_Supplied material_:
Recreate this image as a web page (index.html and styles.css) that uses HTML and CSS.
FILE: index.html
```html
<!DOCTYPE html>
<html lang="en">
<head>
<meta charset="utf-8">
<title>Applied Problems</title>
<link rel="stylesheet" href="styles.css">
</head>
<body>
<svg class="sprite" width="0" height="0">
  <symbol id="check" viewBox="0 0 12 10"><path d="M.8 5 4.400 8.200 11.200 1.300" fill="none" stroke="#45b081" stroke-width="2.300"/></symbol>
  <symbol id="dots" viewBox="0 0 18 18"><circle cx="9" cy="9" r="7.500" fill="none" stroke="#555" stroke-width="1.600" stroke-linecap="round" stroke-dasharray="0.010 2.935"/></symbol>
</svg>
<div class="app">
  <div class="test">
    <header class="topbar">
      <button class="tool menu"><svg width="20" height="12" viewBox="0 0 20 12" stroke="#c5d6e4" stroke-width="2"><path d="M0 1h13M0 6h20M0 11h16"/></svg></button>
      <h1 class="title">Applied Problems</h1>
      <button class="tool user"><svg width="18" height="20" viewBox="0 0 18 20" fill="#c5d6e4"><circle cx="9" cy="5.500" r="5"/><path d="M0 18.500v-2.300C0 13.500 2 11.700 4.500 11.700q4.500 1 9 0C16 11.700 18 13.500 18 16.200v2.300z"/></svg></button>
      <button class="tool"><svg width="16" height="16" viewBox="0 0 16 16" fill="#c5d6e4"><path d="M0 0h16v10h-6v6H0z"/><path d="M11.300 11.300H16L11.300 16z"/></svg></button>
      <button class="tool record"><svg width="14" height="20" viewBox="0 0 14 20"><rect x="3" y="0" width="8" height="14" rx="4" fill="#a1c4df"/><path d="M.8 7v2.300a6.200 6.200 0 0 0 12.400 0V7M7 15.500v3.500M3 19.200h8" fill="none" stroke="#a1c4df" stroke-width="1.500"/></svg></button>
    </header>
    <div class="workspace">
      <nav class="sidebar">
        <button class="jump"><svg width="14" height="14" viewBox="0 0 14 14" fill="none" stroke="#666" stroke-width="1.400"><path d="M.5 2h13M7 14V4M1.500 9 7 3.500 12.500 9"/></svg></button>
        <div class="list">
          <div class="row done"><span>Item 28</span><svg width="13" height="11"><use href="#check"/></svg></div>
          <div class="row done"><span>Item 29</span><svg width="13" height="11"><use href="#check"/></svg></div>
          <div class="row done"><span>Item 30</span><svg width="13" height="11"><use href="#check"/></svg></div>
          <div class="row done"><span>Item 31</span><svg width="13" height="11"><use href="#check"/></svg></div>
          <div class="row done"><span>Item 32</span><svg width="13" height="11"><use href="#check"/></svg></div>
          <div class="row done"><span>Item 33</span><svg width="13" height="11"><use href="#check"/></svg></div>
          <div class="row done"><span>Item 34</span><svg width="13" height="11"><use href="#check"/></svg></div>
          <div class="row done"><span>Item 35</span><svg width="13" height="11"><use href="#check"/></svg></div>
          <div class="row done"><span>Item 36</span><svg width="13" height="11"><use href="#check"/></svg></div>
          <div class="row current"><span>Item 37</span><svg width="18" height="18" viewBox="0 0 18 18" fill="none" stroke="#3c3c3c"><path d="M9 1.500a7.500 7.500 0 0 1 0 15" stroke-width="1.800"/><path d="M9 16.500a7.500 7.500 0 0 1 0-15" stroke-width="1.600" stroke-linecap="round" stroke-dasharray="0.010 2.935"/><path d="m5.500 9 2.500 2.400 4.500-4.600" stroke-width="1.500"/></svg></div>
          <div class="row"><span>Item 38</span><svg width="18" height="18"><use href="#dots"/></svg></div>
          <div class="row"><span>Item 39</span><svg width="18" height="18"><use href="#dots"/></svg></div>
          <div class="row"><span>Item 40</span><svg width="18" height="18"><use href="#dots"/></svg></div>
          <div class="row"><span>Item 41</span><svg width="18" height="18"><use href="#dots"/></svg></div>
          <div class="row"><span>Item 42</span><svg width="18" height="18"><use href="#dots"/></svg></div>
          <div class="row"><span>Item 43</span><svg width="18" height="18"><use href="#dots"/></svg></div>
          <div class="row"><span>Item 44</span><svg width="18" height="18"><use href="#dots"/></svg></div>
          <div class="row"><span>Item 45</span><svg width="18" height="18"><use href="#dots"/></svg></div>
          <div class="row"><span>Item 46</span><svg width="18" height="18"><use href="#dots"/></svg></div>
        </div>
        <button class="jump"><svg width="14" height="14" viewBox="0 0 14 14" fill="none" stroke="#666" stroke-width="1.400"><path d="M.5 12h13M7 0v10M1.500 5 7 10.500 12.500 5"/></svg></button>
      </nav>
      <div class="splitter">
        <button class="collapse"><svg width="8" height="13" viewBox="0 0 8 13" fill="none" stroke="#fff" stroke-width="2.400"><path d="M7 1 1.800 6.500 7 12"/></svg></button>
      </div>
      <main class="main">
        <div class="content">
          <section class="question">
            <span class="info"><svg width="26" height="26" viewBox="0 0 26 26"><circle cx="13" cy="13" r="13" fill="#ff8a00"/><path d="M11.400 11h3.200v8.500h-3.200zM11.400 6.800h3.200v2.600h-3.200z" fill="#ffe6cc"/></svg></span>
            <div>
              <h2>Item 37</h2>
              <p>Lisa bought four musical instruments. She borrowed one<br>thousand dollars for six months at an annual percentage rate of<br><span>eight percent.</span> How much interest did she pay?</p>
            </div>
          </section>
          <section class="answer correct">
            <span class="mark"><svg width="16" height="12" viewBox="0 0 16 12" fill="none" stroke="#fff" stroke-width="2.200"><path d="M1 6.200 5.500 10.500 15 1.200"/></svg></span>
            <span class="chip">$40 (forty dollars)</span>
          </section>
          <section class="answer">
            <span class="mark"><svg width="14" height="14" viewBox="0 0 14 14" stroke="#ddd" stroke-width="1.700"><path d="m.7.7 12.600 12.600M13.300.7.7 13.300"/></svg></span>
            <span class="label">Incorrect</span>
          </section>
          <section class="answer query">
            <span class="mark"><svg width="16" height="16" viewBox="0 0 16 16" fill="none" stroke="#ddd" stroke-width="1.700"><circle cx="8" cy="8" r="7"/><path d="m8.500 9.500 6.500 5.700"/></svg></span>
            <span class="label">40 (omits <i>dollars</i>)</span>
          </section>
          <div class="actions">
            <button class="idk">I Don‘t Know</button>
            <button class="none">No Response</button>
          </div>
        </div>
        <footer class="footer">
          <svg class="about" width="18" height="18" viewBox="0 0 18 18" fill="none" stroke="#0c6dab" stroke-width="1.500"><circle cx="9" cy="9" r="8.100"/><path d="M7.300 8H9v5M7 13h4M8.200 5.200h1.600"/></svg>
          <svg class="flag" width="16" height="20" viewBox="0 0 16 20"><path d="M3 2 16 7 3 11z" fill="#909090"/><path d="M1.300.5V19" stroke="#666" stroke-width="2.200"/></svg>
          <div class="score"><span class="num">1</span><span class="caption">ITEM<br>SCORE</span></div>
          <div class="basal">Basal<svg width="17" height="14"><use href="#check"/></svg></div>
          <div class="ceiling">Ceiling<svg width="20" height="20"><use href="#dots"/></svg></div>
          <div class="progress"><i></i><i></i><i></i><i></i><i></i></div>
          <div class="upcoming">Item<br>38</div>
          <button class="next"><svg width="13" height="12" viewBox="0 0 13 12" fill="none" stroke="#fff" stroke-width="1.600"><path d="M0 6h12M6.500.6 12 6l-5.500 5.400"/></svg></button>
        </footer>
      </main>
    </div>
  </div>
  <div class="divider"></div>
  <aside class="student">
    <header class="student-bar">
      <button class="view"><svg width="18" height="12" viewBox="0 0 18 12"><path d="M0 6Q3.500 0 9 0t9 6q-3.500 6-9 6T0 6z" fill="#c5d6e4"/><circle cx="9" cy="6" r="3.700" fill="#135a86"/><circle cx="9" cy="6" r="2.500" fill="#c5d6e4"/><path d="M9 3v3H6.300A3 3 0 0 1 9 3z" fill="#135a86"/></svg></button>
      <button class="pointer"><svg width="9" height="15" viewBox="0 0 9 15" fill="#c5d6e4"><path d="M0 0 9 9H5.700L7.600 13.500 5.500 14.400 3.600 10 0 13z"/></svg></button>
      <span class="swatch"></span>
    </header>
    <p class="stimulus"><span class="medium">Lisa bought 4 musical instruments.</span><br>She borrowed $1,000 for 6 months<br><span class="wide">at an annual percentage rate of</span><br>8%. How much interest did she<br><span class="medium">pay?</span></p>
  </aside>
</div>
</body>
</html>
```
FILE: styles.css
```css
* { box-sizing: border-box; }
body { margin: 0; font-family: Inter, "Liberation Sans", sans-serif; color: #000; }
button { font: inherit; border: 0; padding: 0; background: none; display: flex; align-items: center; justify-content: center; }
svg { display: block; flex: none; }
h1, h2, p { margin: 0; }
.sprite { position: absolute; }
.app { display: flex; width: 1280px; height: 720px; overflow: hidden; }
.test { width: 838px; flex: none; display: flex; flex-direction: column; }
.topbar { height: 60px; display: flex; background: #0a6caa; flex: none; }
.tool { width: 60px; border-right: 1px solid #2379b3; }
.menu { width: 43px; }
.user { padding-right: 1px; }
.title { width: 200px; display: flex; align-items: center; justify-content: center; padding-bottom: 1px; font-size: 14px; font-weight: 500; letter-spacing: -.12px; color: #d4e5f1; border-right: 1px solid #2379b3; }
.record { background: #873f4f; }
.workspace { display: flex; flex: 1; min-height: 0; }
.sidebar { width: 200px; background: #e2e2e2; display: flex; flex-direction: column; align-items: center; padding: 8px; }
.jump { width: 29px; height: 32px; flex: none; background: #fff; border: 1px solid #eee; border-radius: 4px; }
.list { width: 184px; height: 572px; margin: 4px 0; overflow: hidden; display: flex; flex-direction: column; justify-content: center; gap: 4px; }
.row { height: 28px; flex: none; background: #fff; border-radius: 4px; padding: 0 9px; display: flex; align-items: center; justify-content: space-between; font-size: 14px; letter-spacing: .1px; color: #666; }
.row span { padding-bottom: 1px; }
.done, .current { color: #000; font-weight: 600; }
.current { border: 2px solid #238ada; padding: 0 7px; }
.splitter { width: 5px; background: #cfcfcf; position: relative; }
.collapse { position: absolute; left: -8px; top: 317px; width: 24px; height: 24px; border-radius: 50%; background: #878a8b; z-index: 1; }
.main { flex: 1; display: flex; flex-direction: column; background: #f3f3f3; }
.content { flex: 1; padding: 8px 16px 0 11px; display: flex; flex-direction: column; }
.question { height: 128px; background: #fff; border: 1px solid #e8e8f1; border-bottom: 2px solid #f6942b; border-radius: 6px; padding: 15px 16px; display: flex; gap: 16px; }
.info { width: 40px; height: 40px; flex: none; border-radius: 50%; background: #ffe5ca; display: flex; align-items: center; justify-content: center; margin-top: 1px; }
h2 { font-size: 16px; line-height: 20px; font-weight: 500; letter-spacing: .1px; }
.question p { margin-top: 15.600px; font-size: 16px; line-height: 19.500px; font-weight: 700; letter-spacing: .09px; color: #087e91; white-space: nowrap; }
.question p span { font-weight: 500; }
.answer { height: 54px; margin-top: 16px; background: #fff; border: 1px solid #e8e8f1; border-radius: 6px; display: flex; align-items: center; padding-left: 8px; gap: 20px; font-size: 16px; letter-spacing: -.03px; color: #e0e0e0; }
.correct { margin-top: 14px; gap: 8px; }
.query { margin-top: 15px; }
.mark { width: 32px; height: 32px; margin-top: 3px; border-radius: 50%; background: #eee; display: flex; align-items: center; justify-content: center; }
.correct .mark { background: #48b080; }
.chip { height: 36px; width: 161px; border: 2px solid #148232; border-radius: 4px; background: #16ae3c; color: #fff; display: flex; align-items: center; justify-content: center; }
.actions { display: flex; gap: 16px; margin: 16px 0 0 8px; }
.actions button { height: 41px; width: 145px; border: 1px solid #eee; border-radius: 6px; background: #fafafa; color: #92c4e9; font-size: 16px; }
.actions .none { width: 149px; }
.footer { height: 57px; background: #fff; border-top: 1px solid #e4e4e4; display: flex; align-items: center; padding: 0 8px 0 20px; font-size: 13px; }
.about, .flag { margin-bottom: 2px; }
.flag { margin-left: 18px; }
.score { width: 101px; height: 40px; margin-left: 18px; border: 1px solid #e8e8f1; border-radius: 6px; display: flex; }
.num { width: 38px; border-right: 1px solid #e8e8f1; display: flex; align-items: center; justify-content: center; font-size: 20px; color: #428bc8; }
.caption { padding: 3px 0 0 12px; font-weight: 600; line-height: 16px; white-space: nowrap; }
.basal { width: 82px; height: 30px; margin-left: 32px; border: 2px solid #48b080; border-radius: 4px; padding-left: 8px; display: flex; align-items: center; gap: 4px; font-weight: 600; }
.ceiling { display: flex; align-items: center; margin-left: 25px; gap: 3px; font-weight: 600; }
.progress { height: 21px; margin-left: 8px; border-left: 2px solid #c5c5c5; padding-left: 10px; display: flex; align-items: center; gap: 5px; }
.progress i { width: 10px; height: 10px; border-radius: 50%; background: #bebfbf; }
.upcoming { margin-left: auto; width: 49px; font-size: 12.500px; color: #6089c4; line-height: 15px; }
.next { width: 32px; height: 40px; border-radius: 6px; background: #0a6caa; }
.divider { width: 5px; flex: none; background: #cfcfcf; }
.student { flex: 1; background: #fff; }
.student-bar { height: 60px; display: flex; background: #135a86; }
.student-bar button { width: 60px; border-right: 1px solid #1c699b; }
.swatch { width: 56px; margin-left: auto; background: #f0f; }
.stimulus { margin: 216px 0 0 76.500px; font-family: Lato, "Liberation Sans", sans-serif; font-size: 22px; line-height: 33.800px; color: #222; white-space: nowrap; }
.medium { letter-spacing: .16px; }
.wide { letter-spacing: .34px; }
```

==

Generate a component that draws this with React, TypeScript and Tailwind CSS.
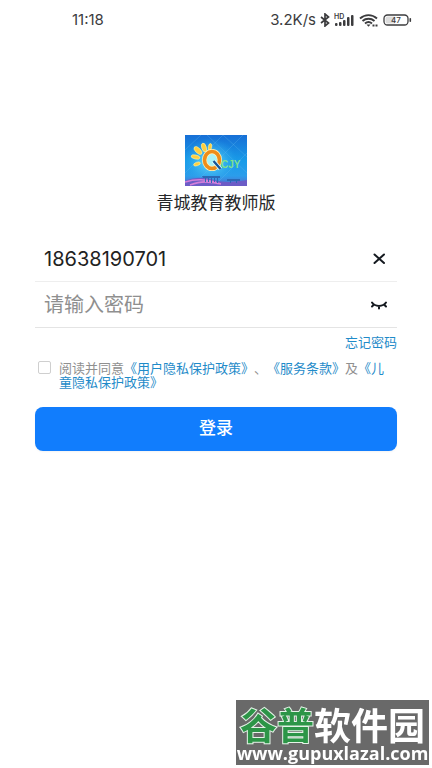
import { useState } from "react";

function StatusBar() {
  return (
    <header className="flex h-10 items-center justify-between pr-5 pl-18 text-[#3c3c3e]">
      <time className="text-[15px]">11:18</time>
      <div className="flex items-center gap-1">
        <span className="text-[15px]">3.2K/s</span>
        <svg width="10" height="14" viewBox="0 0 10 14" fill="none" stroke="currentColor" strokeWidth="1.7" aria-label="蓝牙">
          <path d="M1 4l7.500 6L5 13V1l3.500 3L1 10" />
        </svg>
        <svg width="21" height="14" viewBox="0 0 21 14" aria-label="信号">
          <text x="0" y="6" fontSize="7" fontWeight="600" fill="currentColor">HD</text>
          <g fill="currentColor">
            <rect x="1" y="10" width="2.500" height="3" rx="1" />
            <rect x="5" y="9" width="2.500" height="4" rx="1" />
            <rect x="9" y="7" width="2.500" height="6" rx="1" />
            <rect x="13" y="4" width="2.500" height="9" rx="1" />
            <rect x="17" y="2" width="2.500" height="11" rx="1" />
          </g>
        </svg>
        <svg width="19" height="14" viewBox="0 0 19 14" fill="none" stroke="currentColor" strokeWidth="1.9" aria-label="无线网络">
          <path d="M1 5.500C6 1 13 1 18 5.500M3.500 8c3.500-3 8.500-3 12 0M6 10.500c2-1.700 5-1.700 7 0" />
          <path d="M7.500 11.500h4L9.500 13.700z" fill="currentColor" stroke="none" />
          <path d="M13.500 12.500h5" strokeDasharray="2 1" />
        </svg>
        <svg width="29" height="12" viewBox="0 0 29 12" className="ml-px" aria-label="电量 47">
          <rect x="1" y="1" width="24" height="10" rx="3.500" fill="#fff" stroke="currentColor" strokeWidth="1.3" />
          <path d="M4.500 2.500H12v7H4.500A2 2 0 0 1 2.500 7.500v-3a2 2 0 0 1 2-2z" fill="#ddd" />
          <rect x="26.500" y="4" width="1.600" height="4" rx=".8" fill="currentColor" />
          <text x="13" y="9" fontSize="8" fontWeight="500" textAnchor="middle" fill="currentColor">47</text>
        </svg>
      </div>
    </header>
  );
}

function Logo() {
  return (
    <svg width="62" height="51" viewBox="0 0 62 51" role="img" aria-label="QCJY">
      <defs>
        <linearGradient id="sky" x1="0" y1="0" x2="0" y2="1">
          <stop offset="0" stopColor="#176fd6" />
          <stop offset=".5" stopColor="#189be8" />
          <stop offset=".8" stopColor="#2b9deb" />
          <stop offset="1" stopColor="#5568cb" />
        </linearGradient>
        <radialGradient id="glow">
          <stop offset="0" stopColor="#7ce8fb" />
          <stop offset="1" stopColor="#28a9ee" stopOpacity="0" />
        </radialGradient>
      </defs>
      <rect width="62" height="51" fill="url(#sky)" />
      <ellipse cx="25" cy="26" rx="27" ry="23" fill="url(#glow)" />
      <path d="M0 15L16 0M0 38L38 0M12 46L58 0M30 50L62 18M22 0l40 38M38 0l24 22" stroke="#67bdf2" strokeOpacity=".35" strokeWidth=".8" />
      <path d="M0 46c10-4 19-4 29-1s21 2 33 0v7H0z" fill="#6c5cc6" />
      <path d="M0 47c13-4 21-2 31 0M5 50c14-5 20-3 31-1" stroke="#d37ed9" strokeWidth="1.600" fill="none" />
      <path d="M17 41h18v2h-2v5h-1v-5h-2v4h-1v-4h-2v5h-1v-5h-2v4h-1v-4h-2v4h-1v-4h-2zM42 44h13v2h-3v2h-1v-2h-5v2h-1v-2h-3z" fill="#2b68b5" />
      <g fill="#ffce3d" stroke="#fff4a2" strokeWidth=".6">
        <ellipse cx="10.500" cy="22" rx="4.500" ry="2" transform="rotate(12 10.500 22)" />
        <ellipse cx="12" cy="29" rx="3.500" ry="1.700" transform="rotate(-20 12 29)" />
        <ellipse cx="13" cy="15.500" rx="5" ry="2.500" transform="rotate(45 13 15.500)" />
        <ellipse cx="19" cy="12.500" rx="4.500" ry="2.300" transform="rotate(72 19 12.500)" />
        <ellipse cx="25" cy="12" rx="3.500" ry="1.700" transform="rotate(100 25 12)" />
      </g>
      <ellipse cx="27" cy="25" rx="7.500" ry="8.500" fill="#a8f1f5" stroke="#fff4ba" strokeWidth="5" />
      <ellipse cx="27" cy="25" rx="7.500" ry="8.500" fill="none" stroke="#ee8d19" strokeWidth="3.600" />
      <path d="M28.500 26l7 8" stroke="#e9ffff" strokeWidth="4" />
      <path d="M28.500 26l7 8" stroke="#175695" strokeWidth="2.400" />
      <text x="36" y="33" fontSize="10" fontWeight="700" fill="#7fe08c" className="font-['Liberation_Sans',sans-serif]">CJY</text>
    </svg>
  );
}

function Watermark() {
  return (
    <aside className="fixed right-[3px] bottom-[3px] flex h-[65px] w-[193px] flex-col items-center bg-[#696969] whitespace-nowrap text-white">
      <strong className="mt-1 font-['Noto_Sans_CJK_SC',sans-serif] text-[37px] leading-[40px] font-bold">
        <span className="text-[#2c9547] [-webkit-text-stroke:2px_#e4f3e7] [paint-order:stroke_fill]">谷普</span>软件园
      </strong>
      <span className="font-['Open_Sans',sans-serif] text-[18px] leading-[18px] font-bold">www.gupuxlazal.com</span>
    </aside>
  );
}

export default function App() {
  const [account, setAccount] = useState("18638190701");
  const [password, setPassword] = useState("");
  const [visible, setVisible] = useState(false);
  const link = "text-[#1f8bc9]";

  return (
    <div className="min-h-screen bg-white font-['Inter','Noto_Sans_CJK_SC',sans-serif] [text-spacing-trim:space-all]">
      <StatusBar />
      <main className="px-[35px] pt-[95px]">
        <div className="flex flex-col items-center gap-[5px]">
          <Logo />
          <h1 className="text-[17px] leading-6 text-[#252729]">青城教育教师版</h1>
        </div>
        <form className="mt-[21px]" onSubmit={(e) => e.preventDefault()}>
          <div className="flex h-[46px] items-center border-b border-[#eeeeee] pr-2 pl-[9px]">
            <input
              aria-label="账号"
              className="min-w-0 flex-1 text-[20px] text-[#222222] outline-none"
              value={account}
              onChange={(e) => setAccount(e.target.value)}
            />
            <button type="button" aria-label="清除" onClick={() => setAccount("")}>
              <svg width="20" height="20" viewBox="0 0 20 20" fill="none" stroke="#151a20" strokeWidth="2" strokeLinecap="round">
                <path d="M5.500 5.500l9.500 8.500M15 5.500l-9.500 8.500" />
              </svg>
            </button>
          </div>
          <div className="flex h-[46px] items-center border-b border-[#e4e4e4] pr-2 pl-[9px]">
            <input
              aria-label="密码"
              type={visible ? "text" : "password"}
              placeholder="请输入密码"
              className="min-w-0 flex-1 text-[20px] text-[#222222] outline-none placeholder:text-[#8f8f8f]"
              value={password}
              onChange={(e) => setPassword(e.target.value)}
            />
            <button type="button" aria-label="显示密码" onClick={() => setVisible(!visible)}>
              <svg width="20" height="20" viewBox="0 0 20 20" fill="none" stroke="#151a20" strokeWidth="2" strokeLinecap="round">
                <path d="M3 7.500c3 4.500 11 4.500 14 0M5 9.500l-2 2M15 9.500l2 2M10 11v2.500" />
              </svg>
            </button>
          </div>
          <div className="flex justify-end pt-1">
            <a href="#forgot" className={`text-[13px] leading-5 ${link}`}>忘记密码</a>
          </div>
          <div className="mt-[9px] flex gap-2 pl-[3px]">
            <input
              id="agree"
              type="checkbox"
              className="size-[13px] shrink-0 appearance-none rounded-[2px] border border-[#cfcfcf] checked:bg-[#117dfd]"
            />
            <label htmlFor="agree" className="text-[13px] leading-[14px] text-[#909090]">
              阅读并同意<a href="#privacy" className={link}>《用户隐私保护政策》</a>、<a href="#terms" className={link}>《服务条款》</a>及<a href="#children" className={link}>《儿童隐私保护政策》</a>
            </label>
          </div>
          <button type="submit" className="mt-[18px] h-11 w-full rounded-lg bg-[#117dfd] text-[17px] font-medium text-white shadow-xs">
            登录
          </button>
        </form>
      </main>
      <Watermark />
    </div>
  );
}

==

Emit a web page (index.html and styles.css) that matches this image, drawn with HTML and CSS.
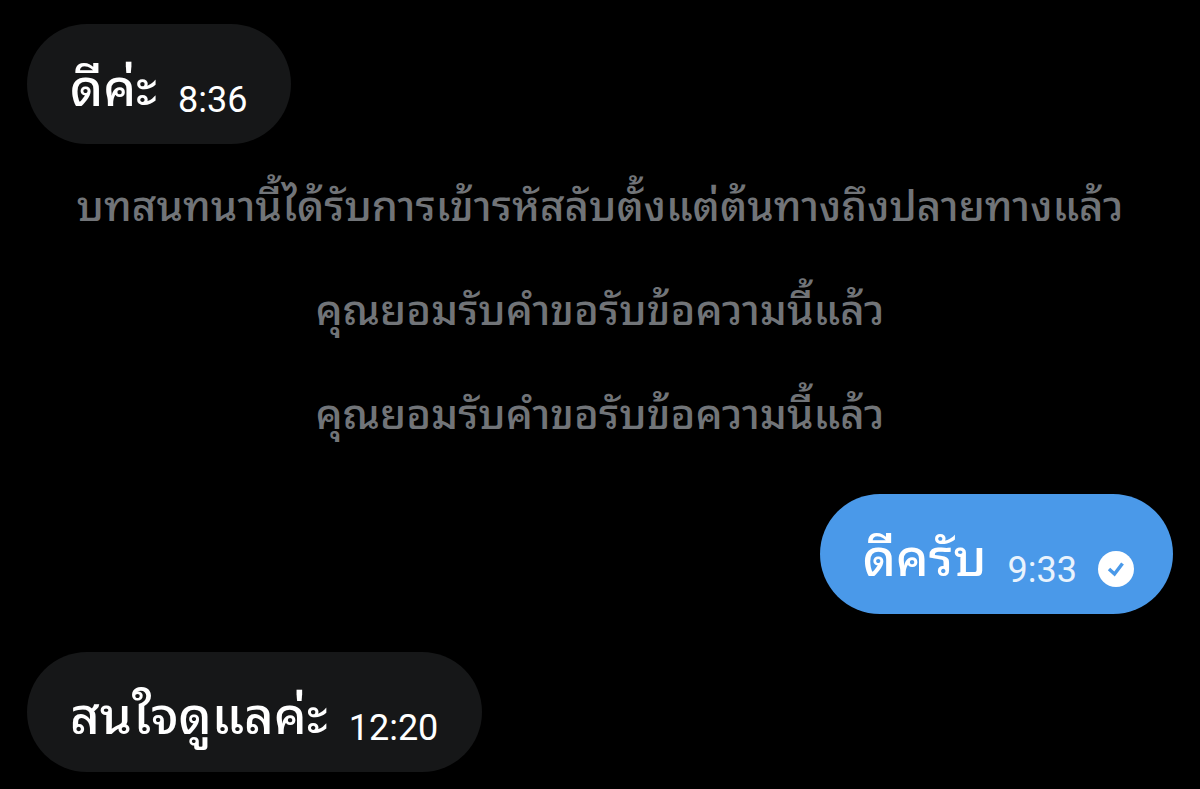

_Goal_: Copy out each line of the material that holds the word "index".

_Solution to the problem_:
Recreate this image as a web page (index.html and styles.css) that uses HTML and CSS.
FILE: index.html
.collapse { position: absolute; left: -8px; top: 317px; width: 24px; height: 24px; border-radius: 50%; background: #878a8b; z-index: 1; }
Emit a web page (index.html and styles.css) that matches this image, drawn with HTML and CSS.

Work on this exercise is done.